Dataset content:
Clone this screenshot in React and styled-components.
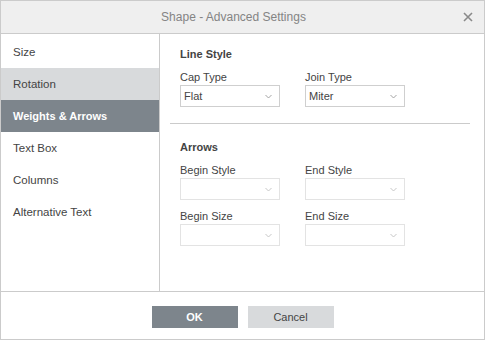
import React, {useState} from 'react';
import styled, {createGlobalStyle} from 'styled-components';

const GlobalStyle = createGlobalStyle`
    html, body {
        margin: 0;
        padding: 0;
        background: #ffffff;
    }
    * {
        box-sizing: border-box;
    }
`;

const menu = ['Size', 'Rotation', 'Weights & Arrows', 'Text Box', 'Columns', 'Alternative Text'];

const Chevron = () => (
    <svg width="7" height="5" viewBox="0 0 7 5">
        <path d="M0.5 1 L3.5 4 L6.5 1" fill="none" stroke="#9a9a9a" strokeWidth="0.9" />
    </svg>
);

const Select = ({value, disabled}) => (
    <SelectBox disabled={disabled}>
        <span>{value}</span>
        <Chevron />
    </SelectBox>
);

const Field = ({label, value, disabled}) => (
    <FieldWrap>
        <Label>{label}</Label>
        <Select value={value} disabled={disabled} />
    </FieldWrap>
);

const App = () => {
    const [active, setActive] = useState(2);

    return (
        <>
            <GlobalStyle />
            <Dialog>
                <Header>
                    <Title>Shape - Advanced Settings</Title>
                    <Close>
                        <svg width="10" height="10" viewBox="0 0 10 10">
                            <path d="M1 1 L9 9 M9 1 L1 9" stroke="#8a8a8a" strokeWidth="1.6" />
                        </svg>
                    </Close>
                </Header>
                <Body>
                    <Sidebar>
                        {
                            menu.map((item, i) => {
                                return (
                                    <MenuItem key={i} state={i === active ? 'active' : i === 1 ? 'hover' : ''} onClick={() => {setActive(i)}}>
                                        {item}
                                    </MenuItem>
                                )
                            })
                        }
                    </Sidebar>
                    <Panel>
                        <Heading>Line Style</Heading>
                        <Row>
                            <Field label="Cap Type" value="Flat" />
                            <Field label="Join Type" value="Miter" />
                        </Row>
                        <Separator />
                        <Heading>Arrows</Heading>
                        <Row>
                            <Field label="Begin Style" disabled />
                            <Field label="End Style" disabled />
                        </Row>
                        <Row>
                            <Field label="Begin Size" disabled />
                            <Field label="End Size" disabled />
                        </Row>
                    </Panel>
                </Body>
                <Footer>
                    <Button primary>OK</Button>
                    <Button>Cancel</Button>
                </Footer>
            </Dialog>
        </>
    )
};

export default App;

const Dialog = styled.div`
    width: 485px;
    height: 340px;
    border: 1px solid #cbcbcb;
    display: flex;
    flex-direction: column;
    font-family: "Liberation Sans", Arial, sans-serif;
    color: #444444;
    background: #ffffff;
`;

const Header = styled.div`
    height: 33px;
    flex-shrink: 0;
    background: #efefef;
    border-bottom: 1px solid #cbcbcb;
    display: flex;
    align-items: center;
    justify-content: center;
    padding-right: 18px;
    position: relative;
`;

const Title = styled.div`
    font-size: 12px;
    color: #848484;
`;

const Close = styled.div`
    position: absolute;
    right: 11px;
    top: 11px;
    width: 10px;
    height: 10px;
    display: flex;
    cursor: pointer;
`;

const Body = styled.div`
    height: 257px;
    display: flex;
    flex-shrink: 0;
`;

const Sidebar = styled.div`
    width: 159px;
    border-right: 1px solid #cbcbcb;
    padding-top: 2px;
    display: flex;
    flex-direction: column;
`;

const MenuItem = styled.div`
    height: 32px;
    display: flex;
    align-items: center;
    padding-left: 12px;
    font-size: 11.5px;
    cursor: pointer;
    background: ${p => p.state === 'active' ? '#7d858c' : p.state === 'hover' ? '#d8dadc' : 'transparent'};
    color: ${p => p.state === 'active' ? '#ffffff' : '#444444'};
    font-weight: ${p => p.state === 'active' ? 'bold' : 'normal'};
    font-size: ${p => p.state === 'active' ? '11px' : '11.5px'};
`;

const Panel = styled.div`
    flex: 1;
    padding: 13px 14px 0 20px;
    display: flex;
    flex-direction: column;
`;

const Heading = styled.div`
    font-size: 11px;
    font-weight: bold;
    line-height: 14px;
    color: #444444;
`;

const Row = styled.div`
    display: grid;
    grid-template-columns: 100px 100px;
    column-gap: 25px;
    margin-top: 9px;
`;

const FieldWrap = styled.div`
    display: flex;
    flex-direction: column;
`;

const Label = styled.div`
    font-size: 11px;
    line-height: 14px;
    margin-bottom: 1px;
    color: #444444;
`;

const SelectBox = styled.div`
    height: 22px;
    border: 1px solid ${p => p.disabled ? '#e3e3e3' : '#cfcfcf'};
    display: flex;
    align-items: center;
    justify-content: space-between;
    padding: 0 7px 0 3px;
    font-size: 11px;
    color: #444444;
    background: #ffffff;

    svg {
        opacity: ${p => p.disabled ? 0.6 : 1};
    }
`;

const Separator = styled.div`
    height: 1px;
    background: #cbcbcb;
    margin: 16px 0 16px -10px;
`;

const Footer = styled.div`
    flex: 1;
    border-top: 1px solid #cbcbcb;
    display: flex;
    justify-content: center;
    align-items: flex-start;
    gap: 10px;
    padding-top: 14px;
`;

const Button = styled.div`
    width: 86px;
    height: 22px;
    display: flex;
    align-items: center;
    justify-content: center;
    font-size: 11px;
    cursor: pointer;
    background: ${p => p.primary ? '#7d858c' : '#d8dadc'};
    color: ${p => p.primary ? '#ffffff' : '#444444'};
    font-weight: ${p => p.primary ? 'bold' : 'normal'};
`;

Given problem:
Without the pictures, retype the whole of the material above exactly.

Task solution:
Clone this screenshot in React and styled-components.
import React, {useState} from 'react';
import styled, {createGlobalStyle} from 'styled-components';

const GlobalStyle = createGlobalStyle`
    html, body {
        margin: 0;
        padding: 0;
        background: #ffffff;
    }
    * {
        box-sizing: border-box;
    }
`;

const menu = ['Size', 'Rotation', 'Weights & Arrows', 'Text Box', 'Columns', 'Alternative Text'];

const Chevron = () => (
    <svg width="7" height="5" viewBox="0 0 7 5">
        <path d="M0.5 1 L3.5 4 L6.5 1" fill="none" stroke="#9a9a9a" strokeWidth="0.9" />
    </svg>
);

const Select = ({value, disabled}) => (
    <SelectBox disabled={disabled}>
        <span>{value}</span>
        <Chevron />
    </SelectBox>
);

const Field = ({label, value, disabled}) => (
    <FieldWrap>
        <Label>{label}</Label>
        <Select value={value} disabled={disabled} />
    </FieldWrap>
);

const App = () => {
    const [active, setActive] = useState(2);

    return (
        <>
            <GlobalStyle />
            <Dialog>
                <Header>
                    <Title>Shape - Advanced Settings</Title>
                    <Close>
                        <svg width="10" height="10" viewBox="0 0 10 10">
                            <path d="M1 1 L9 9 M9 1 L1 9" stroke="#8a8a8a" strokeWidth="1.6" />
                        </svg>
                    </Close>
                </Header>
                <Body>
                    <Sidebar>
                        {
                            menu.map((item, i) => {
                                return (
                                    <MenuItem key={i} state={i === active ? 'active' : i === 1 ? 'hover' : ''} onClick={() => {setActive(i)}}>
                                        {item}
                                    </MenuItem>
                                )
                            })
                        }
                    </Sidebar>
                    <Panel>
                        <Heading>Line Style</Heading>
                        <Row>
                            <Field label="Cap Type" value="Flat" />
                            <Field label="Join Type" value="Miter" />
                        </Row>
                        <Separator />
                        <Heading>Arrows</Heading>
                        <Row>
                            <Field label="Begin Style" disabled />
                            <Field label="End Style" disabled />
                        </Row>
                        <Row>
                            <Field label="Begin Size" disabled />
                            <Field label="End Size" disabled />
                        </Row>
                    </Panel>
                </Body>
                <Footer>
                    <Button primary>OK</Button>
                    <Button>Cancel</Button>
                </Footer>
            </Dialog>
        </>
    )
};

export default App;

const Dialog = styled.div`
    width: 485px;
    height: 340px;
    border: 1px solid #cbcbcb;
    display: flex;
    flex-direction: column;
    font-family: "Liberation Sans", Arial, sans-serif;
    color: #444444;
    background: #ffffff;
`;

const Header = styled.div`
    height: 33px;
    flex-shrink: 0;
    background: #efefef;
    border-bottom: 1px solid #cbcbcb;
    display: flex;
    align-items: center;
    justify-content: center;
    padding-right: 18px;
    position: relative;
`;

const Title = styled.div`
    font-size: 12px;
    color: #848484;
`;

const Close = styled.div`
    position: absolute;
    right: 11px;
    top: 11px;
    width: 10px;
    height: 10px;
    display: flex;
    cursor: pointer;
`;

const Body = styled.div`
    height: 257px;
    display: flex;
    flex-shrink: 0;
`;

const Sidebar = styled.div`
    width: 159px;
    border-right: 1px solid #cbcbcb;
    padding-top: 2px;
    display: flex;
    flex-direction: column;
`;

const MenuItem = styled.div`
    height: 32px;
    display: flex;
    align-items: center;
    padding-left: 12px;
    font-size: 11.5px;
    cursor: pointer;
    background: ${p => p.state === 'active' ? '#7d858c' : p.state === 'hover' ? '#d8dadc' : 'transparent'};
    color: ${p => p.state === 'active' ? '#ffffff' : '#444444'};
    font-weight: ${p => p.state === 'active' ? 'bold' : 'normal'};
    font-size: ${p => p.state === 'active' ? '11px' : '11.5px'};
`;

const Panel = styled.div`
    flex: 1;
    padding: 13px 14px 0 20px;
    display: flex;
    flex-direction: column;
`;

const Heading = styled.div`
    font-size: 11px;
    font-weight: bold;
    line-height: 14px;
    color: #444444;
`;

const Row = styled.div`
    display: grid;
    grid-template-columns: 100px 100px;
    column-gap: 25px;
    margin-top: 9px;
`;

const FieldWrap = styled.div`
    display: flex;
    flex-direction: column;
`;

const Label = styled.div`
    font-size: 11px;
    line-height: 14px;
    margin-bottom: 1px;
    color: #444444;
`;

const SelectBox = styled.div`
    height: 22px;
    border: 1px solid ${p => p.disabled ? '#e3e3e3' : '#cfcfcf'};
    display: flex;
    align-items: center;
    justify-content: space-between;
    padding: 0 7px 0 3px;
    font-size: 11px;
    color: #444444;
    background: #ffffff;

    svg {
        opacity: ${p => p.disabled ? 0.6 : 1};
    }
`;

const Separator = styled.div`
    height: 1px;
    background: #cbcbcb;
    margin: 16px 0 16px -10px;
`;

const Footer = styled.div`
    flex: 1;
    border-top: 1px solid #cbcbcb;
    display: flex;
    justify-content: center;
    align-items: flex-start;
    gap: 10px;
    padding-top: 14px;
`;

const Button = styled.div`
    width: 86px;
    height: 22px;
    display: flex;
    align-items: center;
    justify-content: center;
    font-size: 11px;
    cursor: pointer;
    background: ${p => p.primary ? '#7d858c' : '#d8dadc'};
    color: ${p => p.primary ? '#ffffff' : '#444444'};
    font-weight: ${p => p.primary ? 'bold' : 'normal'};
`;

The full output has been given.